RMI: create server on certain net address and port

Question

I want to make rmi server on port and network interfaces I choose programmatically (without jvm settings). For example I want the rmi server listen interface 127.0.0.1 and port 2525. I've read information in internet and this is the solution I finally came to.

class ServerSocketFactory implements RMIServerSocketFactory, Serializable {

    public ServerSocket createServerSocket(int port) throws IOException
    {
        ServerSocket server = new ServerSocket(2525, 0, InetAddress.getByName("127.0.0.1"));
        return server;
    }
}

And this is how I create my registy

registry = LocateRegistry.createRegistry(2525,null,new ServerSocketFactory());

However, I get exception:

java.rmi.server.ExportException: Port already in use: 2525; nested exception is: 
    java.net.BindException: Address already in use
    at sun.rmi.transport.tcp.TCPTransport.listen(TCPTransport.java:341)

I can't understand why if I use ServerSocketFactory in createRegistry there is also a port argument. What is my mistake?

P.S. This is not duplicate of Remote method invocation port in use because it is about selecting network interface but not port.

Answer 1

That BindException means the port is already in use. So you're running this code twice, or something else is listening at the port.

You don't have to specify the port number twice. Just use the port number that is provided as a parameter to createServerSocket(). It will be the port number you specified when exporting, or zero.

If you are using multiple instances of this socket factory, you need to implement equals() in your socket factory class, such that it returns truefor all instances of this class.
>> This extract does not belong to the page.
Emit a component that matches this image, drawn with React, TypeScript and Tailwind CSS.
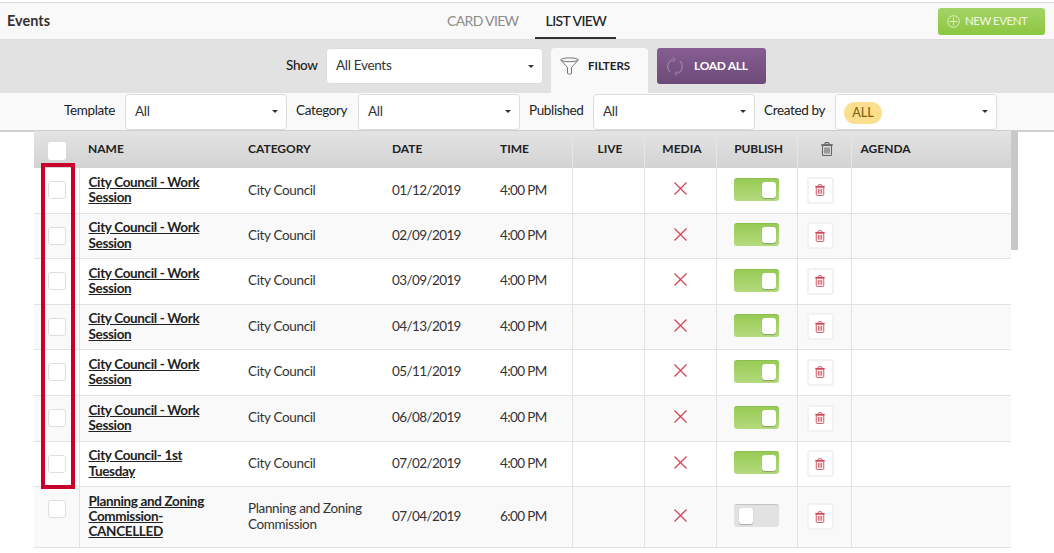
import type { ReactNode } from "react";

type EventRow = {
  name: string;
  category: string;
  date: string;
  time: string;
  published: boolean;
  height: string;
};

const rows: EventRow[] = [
  { name: "City Council - Work Session", category: "City Council", date: "01/12/2019", time: "4:00 PM", published: true, height: "h-[45px]" },
  { name: "City Council - Work Session", category: "City Council", date: "02/09/2019", time: "4:00 PM", published: true, height: "h-[45px]" },
  { name: "City Council - Work Session", category: "City Council", date: "03/09/2019", time: "4:00 PM", published: true, height: "h-[46px]" },
  { name: "City Council - Work Session", category: "City Council", date: "04/13/2019", time: "4:00 PM", published: true, height: "h-[45px]" },
  { name: "City Council - Work Session", category: "City Council", date: "05/11/2019", time: "4:00 PM", published: true, height: "h-[46px]" },
  { name: "City Council - Work Session", category: "City Council", date: "06/08/2019", time: "4:00 PM", published: true, height: "h-[46px]" },
  { name: "City Council- 1st Tuesday", category: "City Council", date: "07/02/2019", time: "4:00 PM", published: true, height: "h-[45px]" },
  { name: "Planning and Zoning Commission- CANCELLED", category: "Planning and Zoning Commission", date: "07/04/2019", time: "6:00 PM", published: false, height: "h-[61px]" },
];

function TrashIcon({ className }: { className: string }) {
  return (
    <svg className={className} viewBox="0 0 12 14" fill="none" stroke="currentColor" strokeWidth="1.1">
      <path d="M0.3 3h11.4" strokeWidth="1.8" />
      <path d="M3.5 2.2 L4.5 0.6 H7.5 L8.5 2.2" />
      <rect x="1.5" y="3.5" width="9" height="10" rx="1" />
      <path d="M4 5.5v6M6 5.5v6M8 5.5v6" />
    </svg>
  );
}

function CrossIcon() {
  return (
    <svg className="w-[13px] h-[13px] text-[#d2404f] mx-auto" viewBox="0 0 13 13" stroke="currentColor" strokeWidth="1.15">
      <path d="M0.5 0.5 12.5 12.5M12.5 0.5 0.5 12.5" />
    </svg>
  );
}

function Select({ width, children }: { width: string; children: ReactNode }) {
  return (
    <div className={`${width} h-[36px] bg-white border border-[#dcdcdc] rounded-[4px] flex items-center justify-between pl-[9px] pr-[8px] text-[13.5px] tracking-[-0.3px] text-[#333]`}>
      <span className="flex items-center pb-[1px]">{children}</span>
      <span className="w-0 h-0 border-x-[3px] border-x-transparent border-t-[3px] border-t-[#333]" />
    </div>
  );
}

function Label({ width, children }: { width: string; children: ReactNode }) {
  return <span className={`${width} whitespace-nowrap text-[13.5px] tracking-[-0.35px] text-[#222] leading-none pb-[1px]`}>{children}</span>;
}

function Toggle({ on }: { on: boolean }) {
  return on ? (
    <div className="w-[45px] h-[23px] rounded-[3px] bg-gradient-to-b from-[#98cb55] to-[#b4da7d] border-t border-[#8cbd50] flex items-center justify-end pr-[3px] mx-auto">
      <div className="w-[14px] h-[16px] bg-white rounded-[3px] shadow-[0_1px_1px_rgba(0,0,0,0.25)]" />
    </div>
  ) : (
    <div className="w-[45px] h-[23px] rounded-[3px] bg-[#e2e2e2] border-t border-[#c4c4c4] flex items-center pl-[5px] mx-auto">
      <div className="w-[14px] h-[16px] bg-white rounded-[3px] shadow-[0_1px_1px_rgba(0,0,0,0.25)]" />
    </div>
  );
}

function Check({ header }: { header?: boolean }) {
  return (
    <div className={`w-[18px] h-[18px] rounded-[3px] bg-white mx-auto ${header ? "" : "border border-[#dedede]"}`} />
  );
}

export default function App() {
  return (
    <div className="relative w-[1054px] h-[553px] overflow-hidden bg-white font-['Lato',sans-serif] text-[#222]">
      {/* top tabs */}
      <div className="mt-[2px] h-[38px] bg-[#f9f9f9] border-y border-[#dcdcdc] flex items-center justify-between pl-[7px] pr-[9px] relative">
        <span className="text-[14.5px] font-bold text-[#333] w-[200px]">Events</span>
        <div className="absolute left-[434px] top-0 flex h-[36px] text-[14px]">
          <span className="px-[13px] mr-[4px] flex items-center text-[#8c8c8c] tracking-[-0.65px] pb-[2px]">CARD VIEW</span>
          <span className="px-[10px] flex items-center font-medium text-[#222] border-b-2 border-[#333] tracking-[-0.55px]">LIST VIEW</span>
        </div>
        <button className="w-[107px] h-[27px] rounded-[3px] bg-gradient-to-b from-[#a5d367] to-[#8cc63f] text-[#f2f8e6] text-[11.5px] tracking-[-0.5px] flex items-center gap-[5px] pl-[9px]">
          <svg className="w-[13px] h-[13px]" viewBox="0 0 13 13" fill="none" stroke="#e6f3d2" strokeWidth="0.9">
            <circle cx="6.5" cy="6.5" r="5.8" />
            <path d="M6.5 2.5v8M2.5 6.5h8" />
          </svg>
          NEW EVENT
        </button>
      </div>

      {/* show bar */}
      <div className="h-[53px] bg-[#e2e2e2] flex pl-[286px] pt-[8px]">
        <div className="flex items-center gap-[8px] h-[36px]">
          <span className="w-[32px] whitespace-nowrap text-[13.5px] font-medium tracking-[-0.35px] text-[#222] pb-[2px]">Show</span>
          <Select width="w-[217px]">All Events</Select>
        </div>
        <div className="ml-[8px] w-[97px] h-[45px] bg-[#f9f9f9] rounded-t-[4px] flex items-center gap-[9px] pl-[9px] pb-[9px]">
          <svg className="w-[19px] h-[19px] text-[#666]" viewBox="0 0 19 19" fill="none" stroke="currentColor" strokeWidth="0.9">
            <ellipse cx="9.5" cy="2.8" rx="8.8" ry="1.9" />
            <path d="M0.8 3 7.5 10.5V16.5Q9.5 18 11.5 16.5V10.5L18.2 3" />
          </svg>
          <span className="text-[11.5px] font-bold text-[#222]">FILTERS</span>
        </div>
        <button className="ml-[9px] w-[109px] h-[36px] rounded-[3px] bg-gradient-to-b from-[#875e92] to-[#6b4a78] text-white text-[12px] tracking-[-0.3px] font-bold flex items-center gap-[11px] pl-[10px]">
          <svg className="w-[16px] h-[19px]" viewBox="0 0 16 19" fill="none" stroke="#ab94b4" strokeWidth="1">
            <path d="M5.5 2.6C2.6 3.6.7 6.3.7 9.5c0 2.3 1 4.3 2.6 5.7" />
            <path d="M10.5 16.4c2.9-1 4.8-3.7 4.8-6.9 0-2.3-1-4.3-2.6-5.7" />
            <path d="M6 .6 8 2.6 5.6 4.4" />
            <path d="M10 18.4 8 16.4 10.4 14.6" />
          </svg>
          LOAD ALL
        </button>
      </div>

      {/* filter row */}
      <div className="h-[37px] bg-[#f9f9f9] border-b-2 border-[#cfcfcf] flex pl-[64px] box-content">
        <div className="flex items-center gap-[9px]">
          <Label width="w-[52px]">Template</Label>
          <Select width="w-[162px]">All</Select>
        </div>
        <div className="flex items-center gap-[9px] ml-[9px]">
          <Label width="w-[53px]">Category</Label>
          <Select width="w-[162px]">All</Select>
        </div>
        <div className="flex items-center gap-[9px] ml-[9px]">
          <Label width="w-[55px]">Published</Label>
          <Select width="w-[162px]">All</Select>
        </div>
        <div className="flex items-center gap-[9px] ml-[9px]">
          <Label width="w-[62px]">Created by</Label>
          <Select width="w-[162px]">
            <span className="-ml-px mt-[3px] w-[38px] h-[22px] rounded-full bg-[#fbdf8f] text-[#7d6210] text-[12.5px] tracking-normal font-medium flex items-center justify-center pt-px">ALL</span>
          </Select>
        </div>
      </div>

      {/* table */}
      <div className="flex pl-[34px] -mt-px">
        <table className="w-[977px] table-fixed border-collapse text-[13.5px] tracking-[-0.35px]">
          <colgroup>
            <col className="w-[45px]" />
            <col className="w-[169px]" />
            <col className="w-[144px]" />
            <col className="w-[108px]" />
            <col className="w-[72px]" />
            <col className="w-[72px]" />
            <col className="w-[72px]" />
            <col className="w-[81px]" />
            <col className="w-[54px]" />
            <col />
          </colgroup>
          <thead>
            <tr className="h-[37px] bg-gradient-to-b from-[#e3e3e3] to-[#d3d3d3] text-[12px] tracking-normal font-bold text-[#222]">
              <th className="pt-[2px] pl-px"><Check header /></th>
              <th className="text-left pl-[9px] pb-[2px] font-bold">NAME</th>
              <th className="text-left pb-[2px] font-bold">CATEGORY</th>
              <th className="text-left pb-[2px] font-bold">DATE</th>
              <th className="text-left pb-[2px] font-bold">TIME</th>
              <th className="border-l border-[#e6e6e6] pl-[4px] pb-[2px] font-bold">LIVE</th>
              <th className="border-l border-[#e6e6e6] pl-[4px] pb-[2px] font-bold">MEDIA</th>
              <th className="border-l border-[#e6e6e6] pl-[4px] pb-[2px] font-bold tracking-[-0.2px]">PUBLISH</th>
              <th className="border-l border-[#e6e6e6] pl-[6px] pb-[2px]">
                <TrashIcon className="w-[12px] h-[14px] text-[#666] mx-auto" />
              </th>
              <th className="border-l border-[#e6e6e6] text-left pl-[9px] pb-[2px] font-bold">AGENDA</th>
            </tr>
          </thead>
          <tbody>
            {rows.map((row, i) => (
              <tr key={row.date} className={`${row.height} border-b border-[#e2e2e2] ${i % 2 === 0 ? "bg-white" : "bg-[#f9f9f9]"}`}>
                <td className="border-r border-[#e2e2e2] align-top pt-[13px] pl-px"><Check /></td>
                <td className="pl-[9px] pr-[40px] font-bold leading-[15.2px] text-[#222] underline">{row.name}</td>
                <td className="text-[#333] leading-[15.2px] pr-[8px]">{row.category}</td>
                <td className="text-[#333] tracking-[-0.6px] pb-px">{row.date}</td>
                <td className="text-[#333] tracking-[-0.6px] pb-px">{row.time}</td>
                <td className="border-l border-[#e2e2e2]" />
                <td className="border-l border-[#e2e2e2] pb-[3px]"><CrossIcon /></td>
                <td className="border-l border-[#e2e2e2] pb-[2px]"><Toggle on={row.published} /></td>
                <td className="border-l border-[#e2e2e2]">
                  <div className="w-[27px] h-[27px] ml-[9px] bg-white border-2 border-[#f2f2f2] rounded-[3px] flex items-center justify-center">
                    <TrashIcon className="w-[10px] h-[12px] mr-px text-[#cc4a58]" />
                  </div>
                </td>
                <td className="border-l border-[#e2e2e2]" />
              </tr>
            ))}
          </tbody>
        </table>
        <div className="w-[7px] h-[119px] bg-[#c8c8c8]" />
      </div>

      {/* annotation */}
      <div className="absolute left-[41px] top-[163px] w-[34px] h-[326px] border-[4px] border-[#c8002b]" />
    </div>
  );
}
NB RMIServerSocketFactory implementations do not need to be Serializable. As a matter of fact you don't really need your RMIServerSocketFactory implementation class at all other than for binding to 127.0.0.1. Unclear why you would want to do that, as it would mean you are doing all your RMI within the same host, which is pretty futile.

So in summary you need:

registry = LocateRegistry.createRegistry(2525);

and

myObject = new MyRemoteObject(2525);

and

// constructor
public MyRemoteObject(int port) throws RemoteException
{
    super(port);
}

If you need the remote object(s) (including the Registry) to listen at only one local IP address instead of all of them, that's when you need an RMIServerSocketFactory:

public class MyRMIServerSocketFactory implements RMIServerSocketFactory
{
    private InetAddress address;

    public MyRMIServerSocketFactory(InetAddress address)
    {
        this.address = address;
    }

    @Override
    public ServerSocket createServerSocket(int port) throws IOException
    {
        return new ServerSocket(port, 0, address);
    }

    @Override
    public boolean equals(Object that)
    {
        return that != null && this.getClass() == that.getClass() && this.address.equals((MyServerSocketFactory)that).address);
    }
}

To use it:

Registry registry = LocateRegistry.createRegistry(2525, null, new MyServerSocketFactory(address));

and

public MyRemoteObject(int port, InetAddress address) throws RemoteException
{
    super(port, null, new MyServerSocketFactory(address);
}

The rules of this game are that ports are shared between remote objects exported from the same JVM (which can include the Registry) if and only if:

1. none of them use server socket factories, or all of them use server socket factories that are equal under equals()
2. they all use the same port number, or zero, or no port number, or all after the first object exported use zero or no port number (when they will share the first one's port). Note that this means that port sharing happens by default, provided (1) is met.